The party, parts of which have been classified as extremist by German intelligence agencies, has seen only a modest bump in the polls following Mr. Musk’s endorsement, and it might not be related to his efforts. Recent polling shows that three-quarters of Germans see Mr. Musk’s attempts to influence German elections as “unacceptable.”
The same poll found that 71 percent of respondents in Germany and Britain, where Mr. Musk has also meddled in the political debate, hold a negative view of him.
For the moment, Mr. Trump’s biggest influence may be in the imitation of his tactics, as demonstrated by a gathering of far-right parties in Madrid this weekend under the banner, “Make Europe Great Again.”
The attendees are expected to include Prime Minister Viktor Orban of Hungary; France’s Ms. Le Pen; and Matteo Salvini, whose League party is part of Ms. Meloni’s governing coalition. They are certain to gush over Mr. Trump’s new presidency.
But beneath the confident veneer lurks the gnawing uncertainty over what Mr. Trump actually means for Europe.
Ms. Meloni’s allies hope she can mediate between the United States and Europe in trade negotiations. “We want to be a bridge,” Italy’s foreign minister, Antonio Tajani, told the newspaper Corriere della Sera on Monday.
Experts caution that if she tried to play the role of Trump-whisperer Ms.
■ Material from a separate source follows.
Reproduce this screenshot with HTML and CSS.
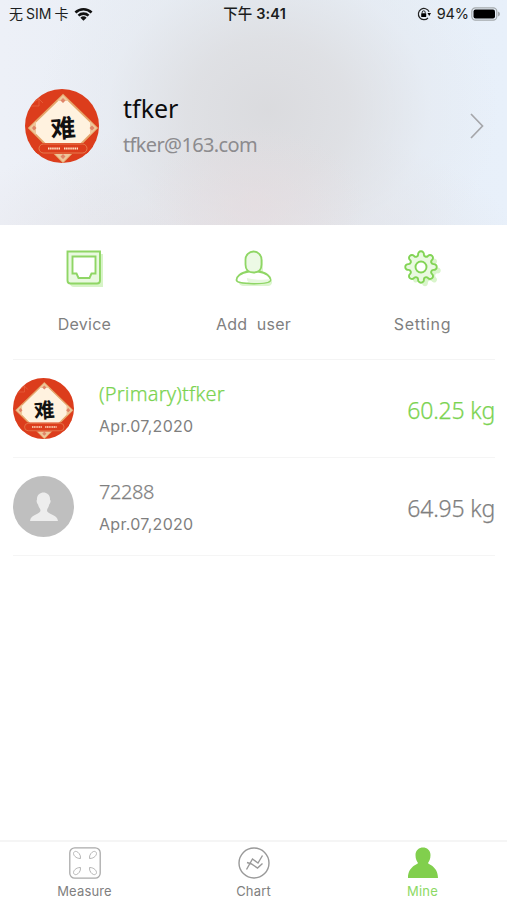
FILE: index.html
```html
<!DOCTYPE html>
<html lang="en">
<head>
<meta charset="utf-8">
<title>Mine</title>
<link rel="stylesheet" href="styles.css">
</head>
<body>
<svg width="0" height="0" class="defs">
  <defs>
    <symbol id="avatar" viewBox="0 0 74 74">
      <clipPath id="disc"><circle cx="37" cy="37" r="37"/></clipPath>
      <g clip-path="url(#disc)">
        <path fill="#dc3d1c" d="M0 0h74v74H0z"/>
        <path fill="none" stroke="#e86a45" stroke-width=".7" d="M5 17h9V9M9 13l5-3 4 4"/>
        <path fill="#fff2df" stroke="#e5a66c" stroke-width="1.8" d="M38 6 72 39 38 73 4 39z"/>
        <path fill="#eec79b" d="m38 6 6 6H32zM4 39l7-7v14zM72 39l-7-7v14zM38 73 29 64h18z"/>
        <path fill="#e08468" d="m38 9 2.500 2.500L38 14l-2.500-2.500zM9 36.500l2.500 2.500L9 41.500 7 39zM67 36.500l2.500 2.500-2.500 2.500-2.500-2.500zM38 65l2.500 2.500L38 70l-2.500-2.500z"/>
        <path fill="#dc3d1c" d="M8 54h60v11H48l-4 0H32L28 65H8z"/>
        <rect x="14" y="55" width="48" height="9" rx="4.500" fill="#dc3d1c" stroke="#e78b5b" stroke-width=".8"/>
        <path stroke="#ffe1c4" stroke-width="2" stroke-dasharray="1.500 .6" d="M23 59.500h12M39 59.500h14"/>
        <text x="38" y="48.500" text-anchor="middle" class="glyph" transform="rotate(-4 37 39)">难</text>
      </g>
    </symbol>
    <path id="gear" d="M12.370-2.860A2.900 2.900 0 1 1 12.370 2.860A2.300 2.300 0 0 0 10.770 6.730A2.900 2.900 0 1 1 6.730 10.770A2.300 2.300 0 0 0 2.860 12.370A2.900 2.900 0 1 1-2.860 12.370A2.300 2.300 0 0 0-6.730 10.770A2.900 2.900 0 1 1-10.770 6.730A2.300 2.300 0 0 0-12.370 2.860A2.900 2.900 0 1 1-12.370-2.860A2.300 2.300 0 0 0-10.770-6.730A2.900 2.900 0 1 1-6.730-10.770A2.300 2.300 0 0 0-2.860-12.370A2.900 2.900 0 1 1 2.860-12.370A2.300 2.300 0 0 0 6.730-10.770A2.900 2.900 0 1 1 10.770-6.730A2.300 2.300 0 0 0 12.370-2.860z"/>
  </defs>
</svg>
<header class="hero">
  <div class="status">
    <div class="carrier"><span class="nosim">无<span class="sim">SIM</span>卡</span>
      <svg width="19" height="15" viewBox="0 0 20 15"><g fill="none" stroke="#111" stroke-width="2.700"><path d="M1.500 5.400a12.300 12.300 0 0 1 17 0M4.700 8.700a7.700 7.700 0 0 1 10.600 0"/></g><path fill="#111" d="M6.700 10.800a4.800 4.800 0 0 1 6.600 0L10 14.200z"/></svg>
    </div>
    <div class="time">下午 <b>3:41</b></div>
    <div class="power">
      <svg width="14" height="14" viewBox="0 0 14 14"><path fill="none" stroke="#222" stroke-width="1.200" d="M12.100 4.800A5.600 5.600 0 1 0 11 11"/><path d="M10.500 6H14l-1.800 3z"/><rect x="4.200" y="6.200" width="5" height="3.800" rx=".5"/><path fill="none" stroke="#222" d="M5.200 6.500V5.300a1.500 1.500 0 0 1 3 0v1.200"/></svg>
      <span class="pct">94%</span>
      <svg width="29" height="14" viewBox="0 0 29 14"><rect x=".8" y=".8" width="25" height="12.400" rx="3.600" fill="none" stroke="#a4a9ac" stroke-width="1.200"/><rect x="2.500" y="2.500" width="21.500" height="9" rx="2"/><path fill="#a4a9ac" d="M27 4.500q2 .8 2 2.500t-2 2.500z"/></svg>
    </div>
  </div>
  <div class="profile">
    <svg class="face-lg"><use href="#avatar"/></svg>
    <div class="ident"><div class="name">tfker</div><div class="mail">tfker@163.com</div></div>
    <svg class="chev" width="14" height="26" viewBox="0 0 14 26"><path d="m1 1 11.500 12L1 25" fill="none" stroke="#a5a6aa" stroke-width="1.700"/></svg>
  </div>
</header>
<main>
  <nav class="actions">
    <a><svg width="44" height="40" viewBox="0 0 44 40"><path fill="#d7f4c7" d="M7 5h33v33H11q-4 0-4-4z"/><path fill="#e9f9e0" stroke="#8fd665" stroke-width="1.900" d="M4.500 2.500H37v29q0 3-3 3H7.500q-3 0-3-3z"/><path fill="#fff" stroke="#8fd665" stroke-width="1.900" d="M9.500 7.500h23v17H28.500l-2 4.500h-11l-2-4.500h-4z"/></svg><span class="dev">Device</span></a>
    <a><svg width="44" height="40" viewBox="0 0 44 40"><path fill="#dcf5cf" d="M20 11q5-7 11 0v12q10 3 9 11-1 3-4 3H11q-5-1-4-5z"/><path fill="#fff" stroke="#8fd665" stroke-width="1.800" d="M17 22.500C8 23.500 4.500 28 4.500 31c0 2.500 6 3.500 17 3.500s17-1 17-3.500c0-3-3.500-7.500-12.500-8.500"/><path fill="#e6f8dd" d="M15 29q14 3 23 1 1 4-16 4-8 0-7-5z"/><path fill="#ecf9e5" stroke="#8fd665" stroke-width="1.800" d="M13.500 10.500a8 8 0 0 1 16 0v5q0 8-8 8t-8-8z"/></svg><span class="add">Add&nbsp; user</span></a>
    <a><svg width="44" height="40" viewBox="0 0 44 40"><use href="#gear" fill="#d9f5cb" transform="translate(24 21.500)"/><use href="#gear" fill="#e9f9e1" stroke="#82d455" stroke-width="1.900" transform="translate(20 18)"/><circle cx="20" cy="18" r="5.500" fill="#fff" stroke="#82d455" stroke-width="1.900"/></svg><span class="set">Setting</span></a>
  </nav>
  <section class="users">
    <div class="row primary"><svg class="face"><use href="#avatar"/></svg><div class="who"><div class="user">(Primary)tfker</div><div class="date">Apr.07,2020</div></div><div class="kg">60.25 kg</div></div>
    <div class="row"><svg class="face" viewBox="0 0 61 61"><circle cx="30.500" cy="30.500" r="30.500" fill="#bfbfbf"/><path fill="#ededed" d="M24 24c-1-10 14-10 13 0 1.500 0 0 4-.8 4.500-.4 3-2.200 4-2.200 6 0 4 10.500 3.500 11 10.500H17c.5-7 10.500-6.500 10.500-10.500 0-2-2-3-2.500-6-1-.5-2-4.500-1-4.500z"/></svg><div class="who"><div class="user num">72288</div><div class="date">Apr.07,2020</div></div><div class="kg">64.95 kg</div></div>
  </section>
</main>
<footer class="tabs">
  <a><svg width="32" height="32" viewBox="0 0 32 32" fill="none" stroke="#aaa"><rect x=".8" y=".8" width="30.400" height="30.400" rx="5" stroke-width="1.300"/><path stroke="#b5b5b5" d="M11.500 11.500C6.500 11.500 4.500 8 4.500 6.500S6 4 7.500 4.500s4.500 3 4 7zM20.500 11.500c5 0 7-3.500 7-5S26 4 24.500 4.500s-4.500 3-4 7zM11.500 20.500c-5 0-7 3.500-7 5s1.500 2.500 3 2 4.500-3 4-7zM20.500 20.500c5 0 7 3.500 7 5s-1.500 2.500-3 2-4.500-3-4-7z"/></svg><span class="t1">Measure</span></a>
  <a><svg width="32" height="32" viewBox="0 0 32 32" fill="none" stroke="#999" stroke-width="1.400"><circle cx="16" cy="16" r="15"/><path d="M8.500 22.500 14.500 12l5.500 4 4.500-7.500M9 15.500l4.500 1.500 6 4 5-4.500"/></svg><span class="t2">Chart</span></a>
  <a class="on"><svg width="32" height="32" viewBox="0 0 32 32"><path fill="#81cf4d" d="M8.500 8c0-10 15-10 15 0 0 4-1.200 6-2.500 8 0 1.500 10 3 10 15H1c0-12 10-13.500 10-15-1.300-2-2.500-4-2.500-8z"/></svg><span class="t3">Mine</span></a>
</footer>
</body>
</html>
```
FILE: styles.css
```css
* { box-sizing: border-box; }
body {
  margin: 0;
  height: 900px;
  display: flex;
  flex-direction: column;
  overflow: hidden;
  background: #fff;
  color: #7f7f7f;
  font-family: Inter, "Noto Sans CJK SC", sans-serif;
}
svg { display: block; flex: none; }
span, .name, .mail, .user, .date, .kg { white-space: nowrap; }
.defs { position: absolute; }
.glyph { font: 700 25px "Noto Sans CJK SC", sans-serif; fill: #111; }
.hero {
  height: 225px;
  background:
    radial-gradient(ellipse 110px 80px at 255px 205px, rgba(232, 219, 222, .5), transparent),
    radial-gradient(ellipse 230px 200px at 268px 110px, rgba(218, 218, 221, .95) 0%, rgba(221, 221, 224, .8) 35%, rgba(228, 230, 235, .35) 70%, transparent 100%),
    radial-gradient(ellipse 290px 130px at 230px 250px, rgba(226, 222, 225, .9), transparent),
    linear-gradient(90deg, #edf0f7, #e5edf5 50%, #e8f0fa);
}
.status {
  height: 28px;
  padding: 0 7px 0 9px;
  display: grid;
  grid-template-columns: 1fr auto 1fr;
  align-items: center;
  color: #1b1d20;
  font-size: 14px;
  line-height: 28px;
}
.carrier, .power { display: flex; align-items: center; }
.carrier { gap: 6px; }
.sim { margin: 0 3px; }
.time { font-weight: 500; font-size: 14.500px; letter-spacing: .1px; }
.time b { font-weight: 600; }
.power { justify-content: flex-end; }
.pct { margin: 0 2px 0 6px; font-size: 14.500px; letter-spacing: -.1px; }
.profile { display: flex; align-items: center; padding: 61px 23px 0 25px; }
.face-lg { width: 74px; height: 74px; }
.ident { margin-left: 24px; flex: 1; font-family: "Noto Sans", sans-serif; }
.name { font-size: 25px; line-height: 36px; color: #0c0c0e; }
.mail { font-size: 20px; line-height: 36px; letter-spacing: -.65px; color: #8c8b8e; position: relative; top: 1px; }
.actions { height: 134px; display: grid; grid-template-columns: repeat(3, 1fr); padding-top: 24px; }
.actions a { display: flex; flex-direction: column; align-items: center; gap: 25px; }
.actions span { font-size: 16px; line-height: 20px; letter-spacing: .25px; }
.actions .set { letter-spacing: .65px; }
.users { margin: 0 12px 0 13px; border-top: 1px solid #f4f4f4; }
.row { height: 98px; display: flex; align-items: center; border-bottom: 1px solid #f5f5f5; }
.face { width: 61px; height: 61px; }
.who { margin-left: 25px; padding-top: 3px; flex: 1; }
.user { font: 300 20px/33px "Noto Sans", sans-serif; -webkit-text-stroke: .25px; letter-spacing: .2px; }
.num { letter-spacing: -.45px; }
.date { font-size: 16px; line-height: 33px; letter-spacing: .3px; }
.kg { font: 300 23px/33px "Noto Sans", sans-serif; -webkit-text-stroke: .25px; letter-spacing: -.2px; padding-top: 3px; }
.primary .user, .primary .kg { color: #7bd351; }
.tabs {
  margin-top: auto;
  height: 60px;
  border-top: 2px solid #f5f5f5;
  padding-top: 5px;
  display: grid;
  grid-template-columns: repeat(3, 1fr);
}
.tabs a { display: flex; flex-direction: column; align-items: center; gap: 4px; }
.tabs span { font-size: 13px; line-height: 16px; letter-spacing: .15px; }
.tabs .on { color: #8cd964; }
```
Meloni could also find herself squeezed between a notoriously capricious American president and the European Union, in case the relationship turns more adversarial than it already is.
In case of conflict, it would be hard for Ms. Meloni to side with Mr. Trump, said Jean-Pierre Darnis, a professor at Côte d’Azur University in Nice focusing on Italian foreign relations.
Italy is a founding member of the European Union, and it depends on the E.U. as its largest trading partner and for billions in post-pandemic recovery funds.
“It’s E.U. first,” said Mr. Darnis. “Then you deal with the U.S.”
Beniamino Irdi, a senior fellow with the Atlantic Council’s Transatlantic Security Initiative, said that no matter how much Ms. Meloni and Mr. Trump got along, political affinity could hardly sustain a relationship with someone like Mr. Trump, who has generally embraced a transactional approach to foreign relations.
Their relationship “can give Meloni some meter of advantage on the starting line,” Mr. Irdi said, “but it’s not enough.”
That may be especially true if Italy’s own interests are on the line.
According to a study by Prometeia, an Italian consulting firm, a 10 percent increase in American tariffs on Italian products would cost Italy from 4 to 7 billion euros.
Mr. Trump has threatened to retaliate against European countries who do not meet NATO’s spending commitments for their militaries. At 1.5 percent of its output spent on defense, Italy is far below the unofficial commitment of 2 percent — and even further below the 5 percent Mr. Trump now demands.
Ms. Meloni’s closeness to Mr. Musk has also exposed her to criticism by opponents who were quick to point out that the Italian leader has in the past railed against foreign actors meddling in other countries’ domestic politics.
Italy has also long been in talks with Mr. Musk’s SpaceX for a potential deal to provide secure communications for government and military officials through Starlink.
But when news about the Starlink talks emerged, the opposition accused Ms. Meloni of cozying up with Mr. Musk at the expense of a satellite initiative that the European Union was also building.
Ms. Meloni defended herself by saying that she was only exploring the possibility and that, for now, there was no alternative to Mr. Musk’s satellites.
At the same news conference, she also found herself facing multiple questions about her relationship with Mr. Musk and his interfering in the politics of other countries.
So far, Ms. Meloni has defended her allies.
“George Soros,” she said, referring to the billionaire American investor and longtime Democratic donor whose support of liberal causes has made him a boogeyman of the right. “That’s what I consider dangerous interference.”
Jim Tankersley contributed reporting from Berlin.